_The data_
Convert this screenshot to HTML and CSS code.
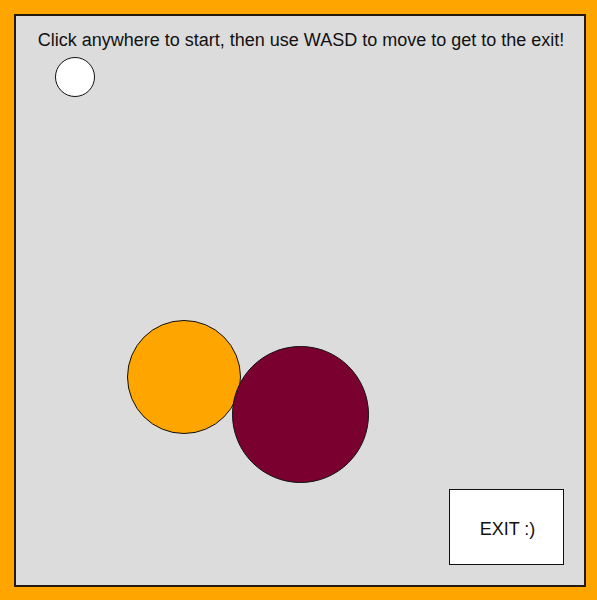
FILE: index.html
```html
<!DOCTYPE html>
<html>
<head>
<meta charset="utf-8">
<link rel="stylesheet" href="styles.css">
</head>
<body>
<div class="arena">
  <p class="hint">Click anywhere to start, then use WASD to move to get to the exit!</p>
  <div class="ball player"></div>
  <div class="ball orange"></div>
  <div class="ball maroon"></div>
  <div class="exit">EXIT :)</div>
</div>
</body>
</html>
```
FILE: styles.css
```css
html, body {
  margin: 0;
  padding: 0;
}
body {
  width: 597px;
  height: 600px;
  overflow: hidden;
  background: #ffa500;
  font-family: "Liberation Sans", Arial, sans-serif;
}
.arena {
  position: relative;
  box-sizing: border-box;
  margin: 14px 0 0 14px;
  width: 572px;
  height: 573px;
  border: 2px solid #241a10;
  background: #dcdcdc;
}
.hint {
  margin: 0;
  padding-top: 14px;
  padding-left: 2px;
  text-align: center;
  font-size: 18px;
  color: #111;
}
.ball {
  position: absolute;
  box-sizing: border-box;
  border: 1.5px solid #111;
  border-radius: 50%;
}
.player {
  left: 39px;
  top: 41px;
  width: 40px;
  height: 40px;
  background: #fff;
}
.orange {
  left: 111px;
  top: 304px;
  width: 114px;
  height: 114px;
  background: #ffa500;
}
.maroon {
  left: 216px;
  top: 330px;
  width: 137px;
  height: 137px;
  background: #7a0030;
}
.exit {
  position: absolute;
  box-sizing: border-box;
  left: 433px;
  top: 473px;
  width: 115px;
  height: 76px;
  border: 1px solid #111;
  background: #fff;
  display: flex;
  align-items: center;
  justify-content: center;
  padding-top: 5px;
  padding-left: 2px;
  font-size: 18px;
  color: #111;
}
```
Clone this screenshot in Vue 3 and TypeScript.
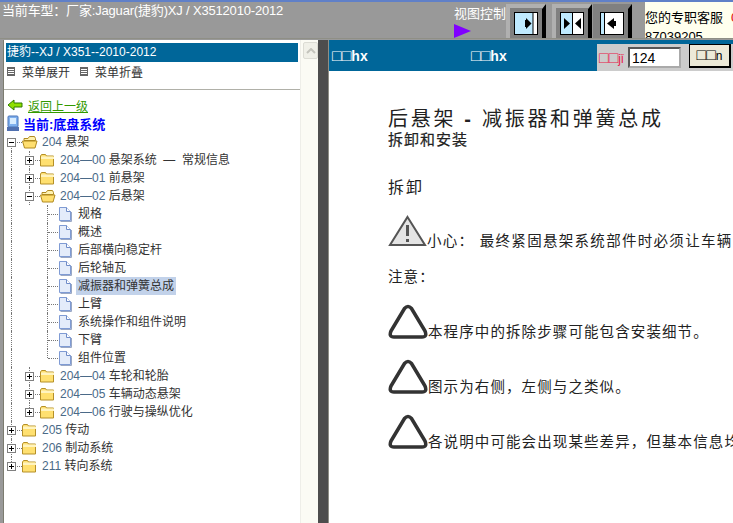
<script setup lang="ts">
interface TreeRow {
  label: string
  num?: string
  kind: 'plus' | 'minus' | 'doc'
  // which ancestor guide lines carry on through this row
  guides: boolean[]
  last?: boolean
  selected?: boolean
}

const docs = ['规格', '概述', '后部横向稳定杆', '后轮轴瓦', '减振器和弹簧总成', '上臂', '系统操作和组件说明', '下臂', '组件位置']

const rows: TreeRow[] = [
  { num: '204', label: '悬架', kind: 'minus', guides: [] },
  { num: '204—00', label: '悬架系统\u00a0\u00a0—\u00a0\u00a0常规信息', kind: 'plus', guides: [true] },
  { num: '204—01', label: '前悬架', kind: 'plus', guides: [true] },
  { num: '204—02', label: '后悬架', kind: 'minus', guides: [true] },
  ...docs.map((label, i): TreeRow => ({
    label,
    kind: 'doc',
    guides: [true, true],
    last: i === docs.length - 1,
    selected: label === '减振器和弹簧总成',
  })),
  { num: '204—04', label: '车轮和轮胎', kind: 'plus', guides: [true] },
  { num: '204—05', label: '车辆动态悬架', kind: 'plus', guides: [true] },
  { num: '204—06', label: '行驶与操纵优化', kind: 'plus', guides: [true], last: true },
  { num: '205', label: '传动', kind: 'plus', guides: [] },
  { num: '206', label: '制动系统', kind: 'plus', guides: [] },
  { num: '211', label: '转向系统', kind: 'plus', guides: [], last: true },
]

const notes = ['本程序中的拆除步骤可能包含安装细节。', '图示为右侧，左侧与之类似。', '各说明中可能会出现某些差异，但基本信息均相同。']
</script>

<template>
  <div class="page">
    <header class="topbar">
      <div class="car">当前车型：厂家:Jaguar(捷豹)XJ / X3512010-2012</div>
      <div class="view">
        <span>视图控制</span>
        <svg width="18" height="14" viewBox="0 0 18 14"><polygon points="0,0 17,7 0,14" fill="#8000ff" /></svg>
      </div>
      <div class="view-btn">
        <svg width="40" height="34" viewBox="0 0 40 34">
          <rect width="40" height="34" fill="#b0b0b0" />
          <rect x="4" y="4" width="32" height="30" fill="#808080" />
          <polygon points="36,5 40,0 40,34 36,34" fill="#000" />
          <rect x="8.5" y="8.5" width="23" height="22" fill="#bfeaff" stroke="#000" />
          <rect x="27" y="9" width="4" height="21" fill="#fff" />
          <line x1="27" y1="9" x2="27" y2="30" stroke="#000" />
          <polygon points="25.5,19.5 20,14 20,25" fill="#000" />
          <rect x="19" y="16" width="2" height="7" fill="#000" />
        </svg>
      </div>
      <div class="view-btn second">
        <svg width="40" height="34" viewBox="0 0 40 34">
          <rect width="40" height="34" fill="#b0b0b0" />
          <rect x="4" y="4" width="32" height="30" fill="#808080" />
          <polygon points="36,5 40,0 40,34 36,34" fill="#000" />
          <rect x="8.5" y="8.5" width="23" height="22" fill="#fff" stroke="#000" />
          <rect x="9" y="9" width="11" height="21" fill="#bfeaff" />
          <line x1="20.5" y1="9" x2="20.5" y2="30" stroke="#000" />
          <polygon points="18,19.5 12,14 12,25" fill="#000" />
          <polygon points="23,19.5 29,14 29,25" fill="#000" />
        </svg>
      </div>
      <div class="view-btn third">
        <svg width="39" height="34" viewBox="0 0 39 34">
          <rect width="39" height="34" fill="#808080" />
          <polygon points="35,5 39,0 39,34 35,34" fill="#000" />
          <rect x="7.5" y="8.5" width="23" height="22" fill="#fff" stroke="#000" />
          <rect x="8" y="9" width="3" height="21" fill="#bfeaff" />
          <line x1="11.5" y1="9" x2="11.5" y2="30" stroke="#000" />
          <polygon points="14,19.5 21,14 21,25" fill="#000" />
          <rect x="20" y="17" width="3" height="5" fill="#000" />
        </svg>
      </div>
      <div class="service">
        <div class="service-line">您的专职客服<em>0</em></div>
        <div class="service-line">87039205</div>
      </div>
    </header>

    <div class="frames">
      <aside class="left">
        <div class="left-inner">
          <div class="model">捷豹--XJ / X351--2010-2012</div>
          <div class="menu">
            <span class="menu-item"><i class="menu-icon"></i>菜单展开</span>
            <span class="menu-item"><i class="menu-icon"></i>菜单折叠</span>
          </div>
          <a class="back">
            <svg width="16" height="12" viewBox="0 0 16 12">
              <polygon points="1,6 7,1 7,4 15,4 15,8 7,8 7,11" fill="#8fe000" stroke="#2f7a00" />
            </svg>
            <span>返回上一级</span>
          </a>
          <div class="current">
            <svg width="14" height="17" viewBox="0 0 14 17">
              <rect x="2" y="1" width="10" height="11" rx="1" fill="#7fb0ee" stroke="#4a74b8" />
              <rect x="4" y="3" width="6" height="6" fill="#d8ecff" />
              <rect x="1" y="12" width="12" height="4" fill="#5070b0" />
            </svg>
            <span>当前:底盘系统</span>
          </div>
          <div class="tree">
            <div v-for="row in rows" :key="row.label" class="row">
              <span v-for="(g, i) in row.guides" :key="i" class="cell" :class="{ vline: g && !(row.kind === 'doc' && i === 1) }"></span>
              <template v-if="row.kind === 'doc'">
                <span class="cell vbranch" :class="{ 'vbranch--last': row.last }"></span>
                <span class="icon-cell">
                  <svg width="14" height="16" viewBox="0 0 14 16">
                    <path d="M1.5 1.5h7l4 4v9h-11z" fill="#e4ecfa" stroke="#7f9bd4" />
                    <path d="M8.5 1.5v4h4" fill="#fff" stroke="#6f8cc8" />
                    <path d="M13.500 6v9.500H2.500" fill="none" stroke="#9aa8c4" />
                  </svg>
                </span>
              </template>
              <template v-else>
                <span class="cell tee" :class="{ 'tee--last': row.last, 'tee--first': row.guides.length === 0 && row.num === '204' }">
                  <i class="box">
                    <i class="box-h"></i>
                    <i v-if="row.kind === 'plus'" class="box-v"></i>
                  </i>
                </span>
                <span class="icon-cell">
                  <svg v-if="row.kind === 'minus'" width="16" height="14" viewBox="0 0 16 14">
                    <path d="M2 3.500h4l1.500-2h5l1 2v2H2z" fill="#fff2b0" stroke="#b08a20" />
                    <path d="M.5 6h13l1.500 0-2 7H2.500z" fill="#ffdf70" stroke="#b08a20" />
                  </svg>
                  <svg v-else width="15" height="14" viewBox="0 0 15 14">
                    <path d="M.5 3l1-1.500h4l1 1.500h7v10h-13z" fill="#ffe070" stroke="#b59028" />
                    <rect x="1" y="3.500" width="13" height="2.500" fill="#fff4c0" />
                  </svg>
                </span>
              </template>
              <span class="label" :class="{ 'label--selected': row.selected }"><span v-if="row.num" class="num">{{ row.num }}&nbsp;</span>{{ row.label }}</span>
            </div>
          </div>
        </div>
        <div class="scrollbar">
          <div class="scroll-btn">
            <svg width="10" height="6" viewBox="0 0 10 6"><path d="M1 5l4-4 4 4" fill="none" stroke="#c4c4bc" stroke-width="2" /></svg>
          </div>
        </div>
      </aside>

      <div class="split"></div>

      <main class="right">
        <div class="right-head">
          <b class="head-a"><span class="tofu">□□</span>hx</b>
          <b class="head-b"><span class="tofu">□□</span>hx</b>
          <div class="pager">
            <span class="pager-label"><span class="tofu">□□</span>jǐ</span>
            <input class="pager-input" value="124" />
            <button class="pager-btn"><span class="tofu">□□</span>n</button>
          </div>
        </div>
        <div class="doc">
          <h1>后悬架 <b>-</b> 减振器和弹簧总成</h1>
          <h2>拆卸和安装</h2>
          <h3>拆卸</h3>
          <div class="line caution">
            <svg width="39" height="32" viewBox="0 0 39 32">
              <path d="M19.500 2L37 30H2z" fill="#e4e4e4" stroke="#555" stroke-width="2" />
              <rect x="18" y="10" width="3" height="11" fill="#555" />
              <rect x="18" y="24" width="3" height="3" fill="#555" />
            </svg>
            <span>小心：&nbsp;最终紧固悬架系统部件时必须让车辆</span>
          </div>
          <p class="zhuyi">注意：</p>
          <div v-for="n in notes" :key="n" class="line note">
            <svg width="40" height="35" viewBox="0 0 40 35">
              <path d="M16.500 4.500Q20 .5 23.500 4.500L37 27Q39.500 33 34 33H6Q.5 33 3 27z" fill="#fff" stroke="#333" stroke-width="3.500" stroke-linejoin="round" />
            </svg>
            <span>{{ n }}</span>
          </div>
        </div>
      </main>
    </div>
  </div>
</template>

<style scoped>
.page {
  width: 733px;
  height: 523px;
  overflow: hidden;
  display: flex;
  flex-direction: column;
  background: #999;
  font-family: "Liberation Sans", "Noto Sans CJK SC", sans-serif;
  font-size: 12px;
}

/* top bar */
.topbar {
  height: 38px;
  flex-shrink: 0;
  box-sizing: border-box;
  border-top: 2px solid #6080c8;
  display: flex;
  align-items: flex-end;
  background: #999;
  color: #fff;
}
.car {
  width: 454px;
  align-self: flex-start;
  padding-left: 2px;
  box-sizing: border-box;
  font-size: 13px;
  line-height: 18px;
  letter-spacing: -0.18px;
  white-space: nowrap;
}
.view {
  width: 52px;
  display: flex;
  flex-direction: column;
  font-size: 13px;
  line-height: 18px;
  white-space: nowrap;
  gap: 1px;
}
.view svg { display: block; }
.view-btn { height: 34px; }
.view-btn svg { display: block; }
.second { margin-left: 6px; }
.third { margin-left: 1px; }
.service {
  margin-left: 13px;
  align-self: stretch;
  flex: 1;
  background: #ffffee;
  color: #000;
  font-size: 13px;
  line-height: 19px;
  overflow: hidden;
  white-space: nowrap;
  padding-top: 6px;
}
.service-line em { color: #e00000; font-style: normal; margin-left: 8px; }

/* frames */
.frames { flex: 1; display: flex; min-height: 0; border-top: 1px solid #8f8f86; }

.left {
  width: 314px;
  margin-left: 3px;
  margin-top: 1px;
  display: flex;
  border-left: 1px solid #7c7c70;
  flex-shrink: 0;
  background: #fff;
}
.left-inner { width: 296px; flex-shrink: 0; padding-top: 3px; }
.model {
  margin: 0 2px;
  height: 19px;
  line-height: 19px;
  padding-left: 1px;
  background: #006699;
  color: #fff;
  font-size: 12px;
}
.menu {
  height: 28px;
  box-sizing: border-box;
  padding: 0 0 9px 3px;
  display: flex;
  align-items: center;
  color: #333;
  border-bottom: 1px solid #b0b0a8;
}
.menu-item { display: flex; align-items: center; width: 73px; }
.menu-icon {
  width: 6px;
  height: 7px;
  margin-right: 7px;
  border: 1px solid #666;
  background: repeating-linear-gradient(#666 0 1px, #fff 1px 2px);
}
.back {
  height: 18px;
  margin-top: 6px;
  padding-left: 3px;
  display: flex;
  align-items: center;
  gap: 5px;
  color: #339900;
  text-decoration: underline;
}
.current {
  height: 18px;
  padding-left: 2px;
  display: flex;
  align-items: center;
  gap: 3px;
  color: #0000ff;
  font-size: 13px;
  font-weight: 700;
}
.tree { margin-top: 1px; }
.row { height: 18px; display: flex; align-items: stretch; color: #333; white-space: nowrap; }
.cell { width: 18px; flex-shrink: 0; position: relative; }
.icon-cell { width: 18px; flex-shrink: 0; display: flex; align-items: center; justify-content: flex-start; }
.vline::before, .tee::before, .vbranch::before {
  content: "";
  position: absolute;
  left: 7px;
  top: 0;
  bottom: 0;
  border-left: 1px dotted #777;
}
.vbranch::after, .tee::after {
  content: "";
  position: absolute;
  left: 8px;
  right: 0;
  top: 9px;
  border-top: 1px dotted #777;
}
.vbranch--last::before, .tee--last::before { bottom: 9px; }
.tee--first::before { top: 9px; }
.box {
  position: absolute;
  left: 3px;
  top: 5px;
  width: 9px;
  height: 9px;
  box-sizing: border-box;
  border: 1px solid #808080;
  background: #fff;
  z-index: 1;
}
.box-h { position: absolute; left: 1px; top: 3px; width: 5px; height: 1px; background: #000; }
.box-v { position: absolute; left: 3px; top: 1px; width: 1px; height: 5px; background: #000; }
.label { line-height: 18px; height: 18px; padding: 0 2px; }
.label--selected { background: #c2d2ea; }
.num { color: #4a6a88; }

.scrollbar {
  flex: 1;
  background: #fbfbf4;
  border-left: 1px solid #eeeee8;
  padding: 2px 0 0 2px;
}
.scroll-btn {
  width: 13px;
  height: 15px;
  border: 1px solid #dcdcd4;
  border-radius: 2px;
  background: #f0f0e8;
  display: flex;
  align-items: center;
  justify-content: center;
}

.split { width: 10px; flex-shrink: 0; background: #4d4d4d; border-right: 1px solid #8f8f86; margin-top: 1px; }

.right { flex: 1; min-width: 0; display: flex; flex-direction: column; background: #fff; margin-top: 1px; overflow: hidden; }
.right-head {
  height: 31px;
  flex-shrink: 0;
  display: flex;
  align-items: center;
  background: #006699;
  color: #fff;
  font-size: 14px;
}
.tofu { font-size: 16px; font-weight: 400; }
.head-a { margin-left: 3px; width: 139px; }
.head-b { width: 126px; }
.pager {
  align-self: flex-end;
  width: 136px;
  height: 27px;
  background: #cccccc;
  display: flex;
  align-items: center;
}
.pager-label { color: #e8204a; margin-left: 2px; width: 29px; font-size: 12px; white-space: nowrap; }
.pager-input {
  width: 53px;
  height: 21px;
  box-sizing: border-box;
  border: 2px inset #aaa;
  background: #fff;
  font: 14px "Liberation Sans", sans-serif;
  padding: 0 2px;
  color: #000;
}
.pager-btn {
  margin-left: 8px;
  width: 42px;
  height: 24px;
  align-self: flex-start;
  box-sizing: border-box;
  border: 1px solid #000;
  border-right-width: 2px;
  border-bottom-width: 2px;
  background: #ece9d8;
  color: #000;
  font: 12px "Liberation Sans", sans-serif;
  line-height: 16px;
  padding: 0;
}

.doc { padding: 35px 0 0 59px; color: #222; white-space: nowrap; }
h1 { margin: 0; font-size: 20px; font-weight: 400; line-height: 26px; letter-spacing: 2.700px; }
h2 { margin: 0; font-size: 15px; font-weight: 400; line-height: 16px; letter-spacing: 1px; -webkit-text-stroke: 0.2px #222; }
h3 { margin: 28px 0 0; font-size: 16px; font-weight: 400; line-height: 24px; letter-spacing: 2px; }
.line { display: flex; align-items: flex-end; font-size: 14.500px; letter-spacing: 1.100px; }
.line span { line-height: 19px; }
.line svg { flex-shrink: 0; display: block; }
.caution { margin-top: 15px; height: 32px; letter-spacing: 1.300px; }
.caution span { margin-bottom: -4px; }
.zhuyi { margin: 20px 0 0; font-size: 14.500px; line-height: 20px; letter-spacing: 1.100px; }
.note { margin-top: 17px; height: 35px; margin-bottom: 20px; }
.note + .note { margin-top: 0; }
.note span { margin-bottom: -3px; }
</style>

<style>
html, body { margin: 0; padding: 0; }
</style>
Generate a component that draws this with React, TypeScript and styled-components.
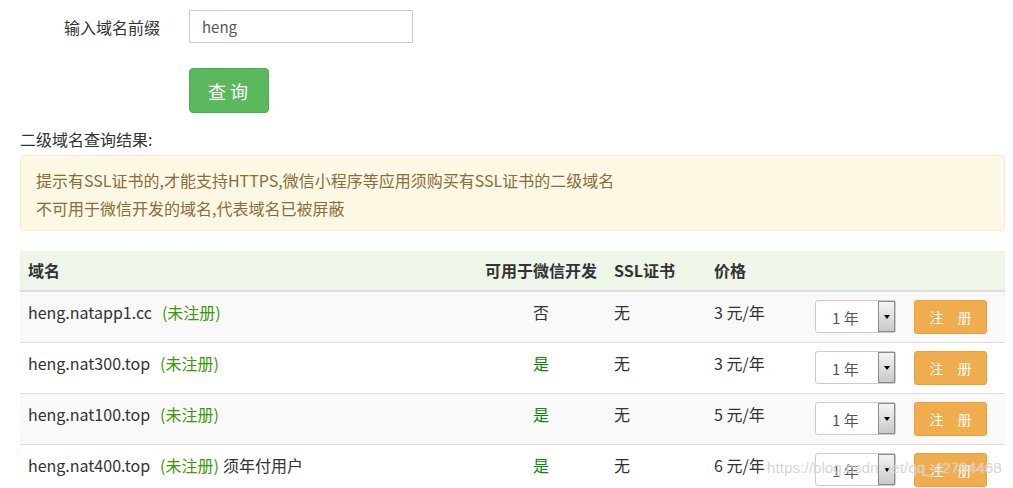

_Task instructions_
Copy each line that contains the word "TypeScript".

_Exercise solution_
Clone this screenshot in Vue 3 and TypeScript.
Generate a component that draws this with React, TypeScript and styled-components.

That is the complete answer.